Kamis, 15 September 2011

Kinerja PGAS terhadang harga beli dan kenaikan biaya

JAKARTA. Awal tahun ini bukan masa yang baik bagi PT Perusahaan Gas Negara Tbk (PGAS). Perusahaan ini kesulitan mencetak pertumbuhan kinerja yang signifikan di semester pertama.

Stevanus Juanda, analis J.P. Morgan Securities Indonesia, menyebut kinerja PGAS sepanjang semester pertama lalu masih di bawah prediksi. Perusahaan pelat merah ini hanya mampu membukukan laba bersih Rp 3,2 triliun di periode tersebut.

Jumlah ini hanya sekitar 46% dari prediksi laba bersih akhir tahun 2011 yang dibuat J.P. Morgan, yakni Rp 6,9 triliun. "Kinerja di kuartal kedua 2011 lemah," tulis Stevanus dalam risetnya.

Maklum saja, di kuartal dua 2011, PGAS hanya mampu mencetak laba bersih sekitar Rp 1,2 triliun. Analis OSK Nusadana Securities Indonesia Arief Budiman menghitung, jumlah tersebut lebih rendah 45% dari realisasi laba bersih di kuartal dua 2010.

Penyebabnya adalah harga beli gas meningkat. Selain itu, PGAS juga menanggung peningkatan biaya operasional yang cukup signifikan.

Terkendala harga gas

Tambah lagi, volume distribusi gas di kuartal kedua 2011 turun 4% bila dibandingkan dengan volume distribusi di kuartal satu tahun ini. Sementara bila dihitung selama satu semester, volume distribusi di enam bulan pertama tahun ini lebih rendah 5% dibandingkan volume di periode yang sama tahun sebelumnya.

PGAS juga masih harus menyelesaikan masalah renegosiasi harga gas. Asal tahu saja, ketidakpastian soal harga gas ini membuat saham PGAS terus anjlok.

Per 2 Agustus lalu, harga saham perusahaan ini masih Rp 4.000 per saham. Pada penutupan perdagangan kemarin (14/9), harga PGAS anjlok hingga 2.725 per saham. Artinya, PGAS melemah sekitar 31,88% dalam waktu kurang dari dua bulan.

PGAS masih membuka peluang melakukan renegosiasi harga gas. Menurut Chandra P. Pasaribu, analis Danareksa Sekuritas, PGAS akan terus melakukan diskusi dengan pihak terkait untuk mencari solusi win-win.

Apalagi, PGAS masih punya ruang menaikkan harga gas.
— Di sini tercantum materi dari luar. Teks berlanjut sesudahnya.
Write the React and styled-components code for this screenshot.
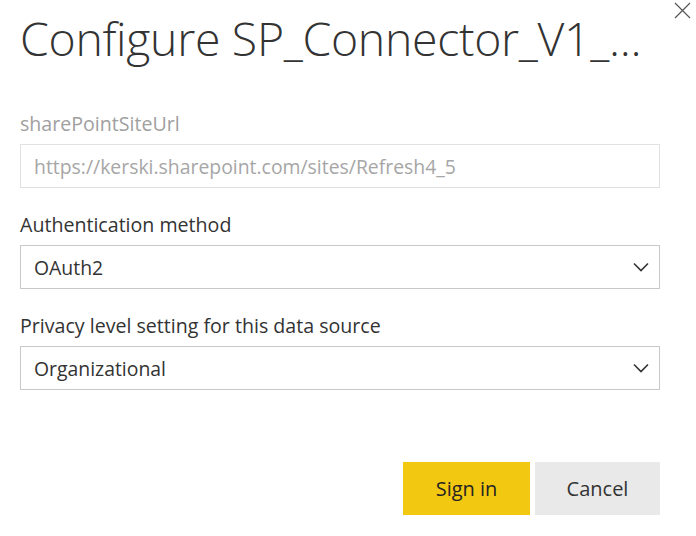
import React from 'react';
import styled, { createGlobalStyle } from 'styled-components';

const GlobalStyle = createGlobalStyle`
  html, body {
    margin: 0;
    padding: 0;
    background: #fff;
  }
  body {
    font-family: "Open Sans", "Noto Sans", sans-serif;
    color: #333;
  }
`

const Dialog = styled.div`
  position: relative;
  width: 696px;
  height: 536px;
  box-sizing: border-box;
  padding: 8px 36px 0 20px;
  display: flex;
  flex-direction: column;
  background: #fff;
`

const Close = styled.button`
  position: absolute;
  top: 1px;
  right: 4px;
  width: 20px;
  height: 20px;
  padding: 0;
  border: none;
  background: none;
  cursor: pointer;
`

const Title = styled.h1`
  margin: 0;
  font-size: 46.4px;
  line-height: 60px;
  font-weight: 300;
  color: #333;
  letter-spacing: -0.3px;
  white-space: nowrap;
`

const Field = styled.div`
  display: flex;
  flex-direction: column;
  margin-top: ${p => p.top}px;
`

const Label = styled.label`
  font-size: 19.6px;
  line-height: 24px;
  color: ${p => (p.muted ? '#a0a0a0' : '#333')};
  margin-bottom: 8px;
`

const Box = styled.div`
  height: 44px;
  box-sizing: border-box;
  border: 1px solid ${p => (p.muted ? '#e1e1e1' : '#c8c8c8')};
  display: flex;
  align-items: center;
  justify-content: space-between;
  padding: 0 10px 0 13px;
  font-size: 19.4px;
  color: ${p => (p.muted ? '#a6a6a6' : '#333')};
  background: #fff;
`

const Footer = styled.div`
  margin-top: auto;
  margin-bottom: 21px;
  display: flex;
  justify-content: flex-end;
  gap: 5px;
`

const Button = styled.button`
  width: ${p => p.w}px;
  height: 53px;
  border: none;
  font-family: inherit;
  font-size: 20px;
  color: ${p => (p.primary ? '#252423' : '#333')};
  background: ${p => (p.primary ? '#f2c811' : '#e9e9e9')};
  cursor: pointer;
`

const Chevron = () => (
  <svg width="16" height="10" viewBox="0 0 16 10">
    <path d="M1 1.5 L8 8.5 L15 1.5" fill="none" stroke="#333" strokeWidth="1.6" />
  </svg>
)

function App() {
  return (
    <>
      <GlobalStyle />
      <Dialog>
        <Close aria-label="Close">
          <svg width="20" height="20" viewBox="0 0 20 20">
            <path d="M3 2 L18 17 M18 2 L3 17" stroke="#555" strokeWidth="1.2" fill="none" />
          </svg>
        </Close>
        <Title>Configure SP_Connector_V1_...</Title>
        <Field top={44}>
          <Label muted>sharePointSiteUrl</Label>
          <Box muted>https://kerski.sharepoint.com/sites/Refresh4_5</Box>
        </Field>
        <Field top={25}>
          <Label>Authentication method</Label>
          <Box>OAuth2<Chevron /></Box>
        </Field>
        <Field top={25}>
          <Label>Privacy level setting for this data source</Label>
          <Box>Organizational<Chevron /></Box>
        </Field>
        <Footer>
          <Button primary w={127}>Sign in</Button>
          <Button w={125}>Cancel</Button>
        </Footer>
      </Dialog>
    </>
  );
}

export default App;
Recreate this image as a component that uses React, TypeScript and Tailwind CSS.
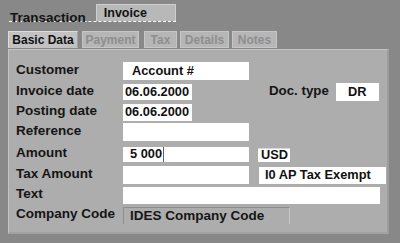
const font = { fontFamily: '"Liberation Sans", Arial, sans-serif' };

function Label({ children }: { children: string }) {
  return <div className="w-[114px] shrink-0 pl-[7px] pb-[3px] text-[13.5px] font-bold leading-none whitespace-nowrap text-[#151515]">{children}</div>;
}

function Box({ w, h, children, className = '' }: { w: string; h: string; children?: React.ReactNode; className?: string }) {
  return (
    <div className={`${w} ${h} shrink-0 bg-white flex items-center text-[12.8px] font-bold leading-none whitespace-nowrap text-[#111] ${className}`}>
      {children}
    </div>
  );
}

function Tab({ label, active, w }: { label: string; active?: boolean; w: string }) {
  return (
    <div
      className={`${w} h-[17px] flex items-center justify-center border text-[12px] font-bold leading-none whitespace-nowrap ${
        active
          ? 'bg-[#c2c2c2] border-t-[#dcdcdc] border-l-[#dcdcdc] border-r-[#a0a0a0] border-b-[#c2c2c2] text-[#121212]'
          : 'bg-[#b6b6b6] border-[#c6c6c6] text-[#8e8e8e]'
      }`}
    >
      {label}
    </div>
  );
}

export default function App() {
  return (
    <div className="w-[400px] h-[243px] bg-[#888888] overflow-hidden" style={font}>
      {/* header */}
      <div className="pt-[4px] pl-[9px] flex">
        <div className="flex items-end border-b border-dashed border-white">
          <div className="text-[13.5px] font-bold leading-none text-[#141414] pl-[1px] h-[17px] pt-[7px] whitespace-nowrap">Transaction</div>
          <div className="ml-[10px] w-[80px] h-[17px] bg-[#b8b8b8] border border-[#cfcfcf] border-b-0 text-[12.5px] font-bold leading-none text-[#121212] pl-[7px] pt-[2px]">
            Invoice
          </div>
        </div>
      </div>

      {/* tabs */}
      <div className="mt-[9px] pl-[8px] flex items-end">
        <Tab label="Basic Data" active w="w-[70px]" />
        <div className="w-[4px]" />
        <Tab label="Payment" w="w-[57px]" />
        <div className="w-[5px]" />
        <Tab label="Tax" w="w-[33px]" />
        <div className="w-[3px]" />
        <Tab label="Details" w="w-[49px]" />
        <div className="w-[3px]" />
        <Tab label="Notes" w="w-[45px]" />
      </div>

      {/* panel */}
      <div className="mt-[1px] ml-[8px] w-[381px] h-[185px] bg-[#adadad] border-t border-l border-[#c4c4c4] border-r-2 border-r-[#9c9c9c] border-b-2 border-b-[#a2a2a2] flex flex-col">
        <div className="mt-[12px] flex items-center h-[18px]">
          <Label>Customer</Label>
          <Box w="w-[126px]" h="h-[18px]" className="pl-[9px]">Account #</Box>
        </div>
        <div className="mt-[4px] flex items-center h-[16px]">
          <Label>Invoice date</Label>
          <Box w="w-[69px]" h="h-[16px]" className="pl-[2px]">06.06.2000</Box>
          <div className="ml-[77px] pb-[3px] text-[13.3px] font-bold leading-none whitespace-nowrap text-[#151515]">Doc. type</div>
          <Box w="w-[43px]" h="h-[18px]" className="ml-[7px] justify-center">DR</Box>
        </div>
        <div className="mt-[4px] flex items-center h-[17px]">
          <Label>Posting date</Label>
          <Box w="w-[69px]" h="h-[17px]" className="pl-[2px]">06.06.2000</Box>
        </div>
        <div className="mt-[2px] flex items-center h-[18px]">
          <Label>Reference</Label>
          <Box w="w-[126px]" h="h-[18px]" />
        </div>
        <div className="mt-[6px] flex items-center h-[15px]">
          <Label>Amount</Label>
          <Box w="w-[126px]" h="h-[15px]" className="pl-[7px]">
            <span>5 000</span>
            <span className="ml-[1px] w-px h-[15px] bg-[#606060]" />
          </Box>
          <Box w="w-[32px]" h="h-[14px]" className="ml-[9px] pl-[3px] border-t border-[#d8d8d8]">USD</Box>
        </div>
        <div className="mt-[4px] flex items-center h-[18px]">
          <Label>Tax Amount</Label>
          <Box w="w-[126px]" h="h-[18px]" />
          <Box w="w-[127px]" h="h-[17px]" className="ml-[10px] pl-[6px]">I0 AP Tax Exempt</Box>
        </div>
        <div className="mt-[3px] flex items-center h-[17px]">
          <Label>Text</Label>
          <Box w="w-[257px]" h="h-[17px]" />
        </div>
        <div className="mt-[3px] flex items-center h-[17px]">
          <Label>Company Code</Label>
          <div className="w-[167px] h-[17px] border-l border-t border-[#8e8e8e] border-r border-r-[#c8c8c8] flex items-center pl-[6px] text-[13.5px] font-bold leading-none whitespace-nowrap text-[#151515]">
            IDES Company Code
          </div>
        </div>
      </div>
    </div>
  );
}
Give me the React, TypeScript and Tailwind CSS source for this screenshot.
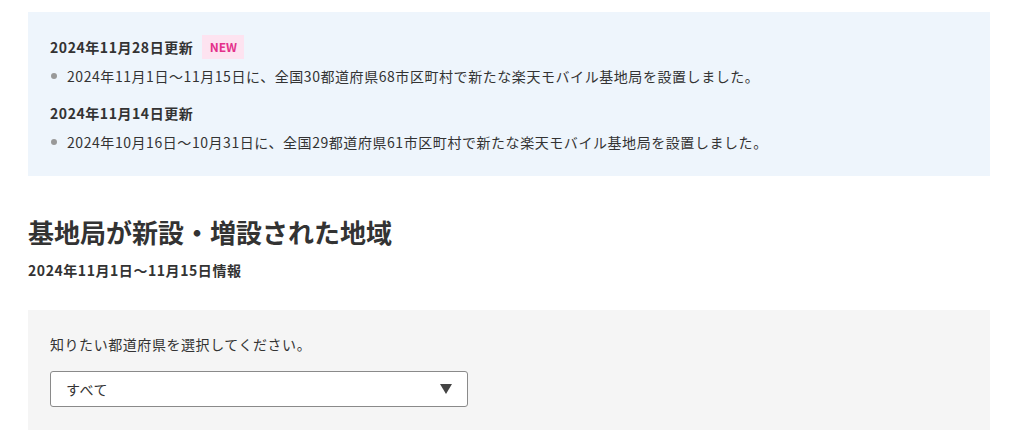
const font = { fontFamily: '"Noto Sans CJK JP", "Noto Sans", sans-serif' };

function Update({ date, text, isNew }: { date: string; text: string; isNew?: boolean }) {
  return (
    <div>
      <div className="flex items-center h-6">
        <span className="text-[14px] font-bold text-[#333] tracking-[0.04em]">{date}</span>
        {isNew && (
          <span className="ml-[9px] inline-flex items-center justify-center h-6 w-[42px] bg-[#fde3f0] text-[#e4318b] text-[12px] font-bold">
            NEW
          </span>
        )}
      </div>
      <ul className="mt-[5px]">
        <li className="flex items-center text-[14px] text-[#333] leading-6 tracking-[0.04em]">
          <span className="w-[6px] h-[6px] rounded-full bg-[#999] mr-[10px] ml-[1px]" />
          {text}
        </li>
      </ul>
    </div>
  );
}

export default function App() {
  return (
    <div className="bg-white w-[1024px] h-[443px] overflow-hidden" style={font}>
      <div className="ml-[28px] w-[962px] pt-[12px]">
        <section className="bg-[#eef5fc] px-[22px] pt-[23px] pb-[22px] flex flex-col gap-[13px]">
          <Update
            date="2024年11月28日更新"
            isNew
            text="2024年11月1日～11月15日に、全国30都道府県68市区町村で新たな楽天モバイル基地局を設置しました。"
          />
          <Update
            date="2024年11月14日更新"
            text="2024年10月16日～10月31日に、全国29都道府県61市区町村で新たな楽天モバイル基地局を設置しました。"
          />
        </section>

        <h2 className="mt-[38px] text-[26px] font-bold text-[#333] leading-[36px]">基地局が新設・増設された地域</h2>
        <p className="mt-[10px] text-[14px] font-bold text-[#333] leading-5 tracking-[0.04em]">2024年11月1日～11月15日情報</p>

        <section className="mt-[30px] bg-[#f5f5f5] px-[22px] pt-[24px] pb-[23px]">
          <p className="text-[14px] text-[#333] leading-5 tracking-[0.04em]">知りたい都道府県を選択してください。</p>
          <div className="mt-[17px] w-[418px] h-[36px] bg-white border border-[#8a8a8a] rounded-[3px] flex items-center justify-between pl-[15px] pr-[15px]">
            <span className="text-[14px] text-[#333] tracking-[0.04em]">すべて</span>
            <svg width="12" height="10" viewBox="0 0 12 10" className="fill-[#444]">
              <path d="M0 0 H12 L6 10 Z" />
            </svg>
          </div>
        </section>
      </div>
    </div>
  );
}
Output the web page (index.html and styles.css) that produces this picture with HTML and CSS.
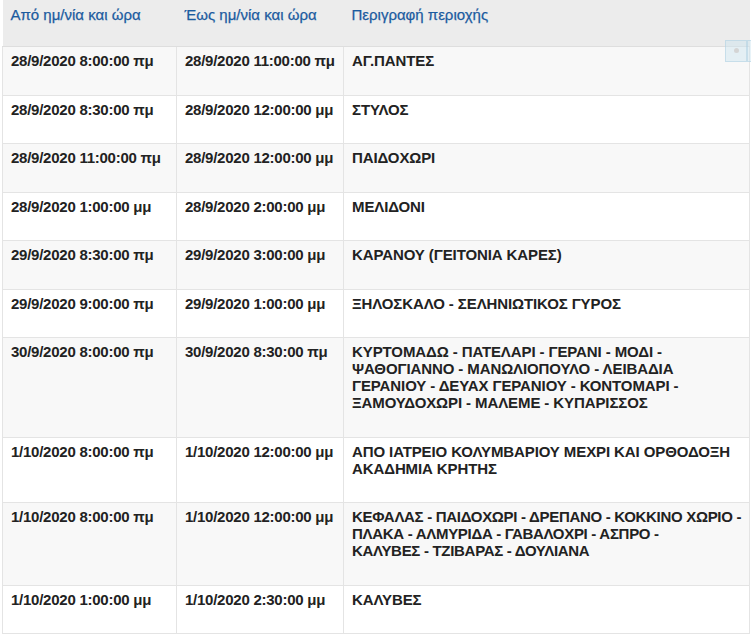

Perusahaan pelat merah ini juga mengindikasikan bersedia mengkaji ulang harga beli gas jika pihaknya mendapat kepastian pasokan gas.

Melihat kinerja dan berbagai hambatan bisnis PGAS tadi, Arief menurunkan proyeksi laba bersih PGAS di 2011 menjadi Rp 6,1 triliun. Ini lebih rendah 16% daripada proyeksi awal Arief.

Meski begitu, analis masih optimistis dengan kinerja PGAS. Stevanus menilai volume distribusi akan membaik, terutama setelah volume pengiriman gas dari Conoco Philips kembali normal.

Arief menilai PGAS memiliki model bisnis yang kuat karena menguasai sekitar 94% pangsa pasar distribusi gas di Indonesia. Plus, valuasi saham ini masih menarik. Karena itu Arief masih memasang rekomendasi beli untuk PGAS. Ia mematok target harga saham ini di Rp 3.875 per saham.

Sedang Stevanus memilih memberi rekomendasi netral untuk saham ini. Ia memprediksi harga saham PGAS bisa kembali naik menjadi Rp 3.300 per saham.

Sementara Chandra merekomendasikan tahan untuk PGAS. Untuk target harga, ia mematok PGAS bisa mencapai Rp 3.400 per saham.